De 1979 a 1984 Delfim foi ministro da Agricultura. Com o folclore de que não entendia do assunto. Por brincadeira, jornalistas mostravam algo como uma cenoura, por exemplo, e perguntavam se ele sabia o que era aquilo. O ministro entrava na brincadeira e respondia: “Está claro que é um pé de café”.
Com essas e outras, na contramão do estilo militar, com generais carrancudos e de óculos escuros, Delfim Netto foi construindo sua imagem de figura acessível e afável. Que lhe deu trânsito em várias correntes conflitantes.

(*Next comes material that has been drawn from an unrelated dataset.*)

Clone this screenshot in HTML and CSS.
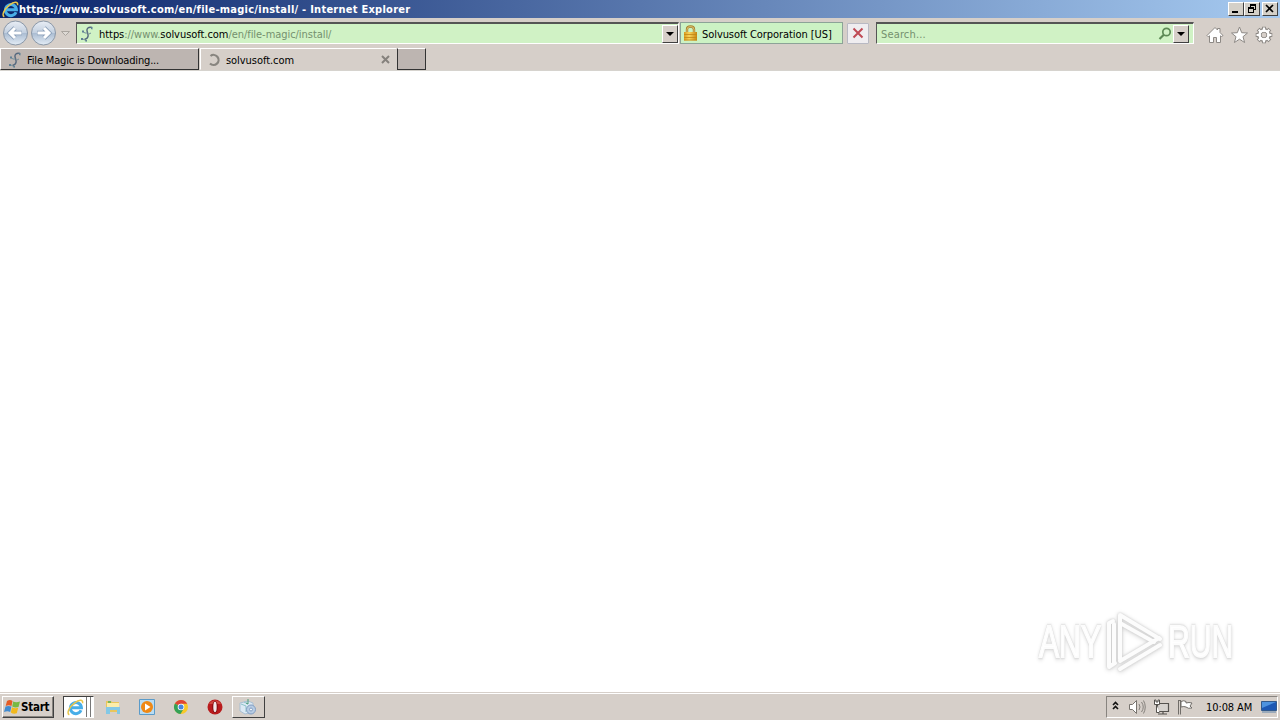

Mas, nos bastidores, de humanista não tinha nada. Está denunciado em vários livros e documentos como o homem, juntamente com o banqueiro Safra, que passou o chapéu entre banqueiros e grandes empresários, inclusive de multinacionais, para montar a Oban em São Paulo, o centro de torturas e assassinatos de presos políticos. Que depois virou Doi-Codi, sob o comando do então major Brilhante Ustra.
Para quem vive dizendo que no regime militar não havia corrupção, Delfim Netto é um bom desmentido.
Como este cidadão foi se tornar o guru de Lula é tema complexo. Mas a aliança, de certo modo, como outras do mesmo naipe, avalizou o ex-líder sindical como pessoa confiável ao sistema.
Mas nem por isso a ponto de salvar seu pescoço na Lava Jato.
No resumo geral, prova que Delfim, mesmo com várias acusações de corrupção e sendo co-responsável pelos crimes da ditadura, conseguiu, com sua habilidade de sedutor, a rara façanha de ser o queridinho da direita, da mídia, e da pseudoesquerda.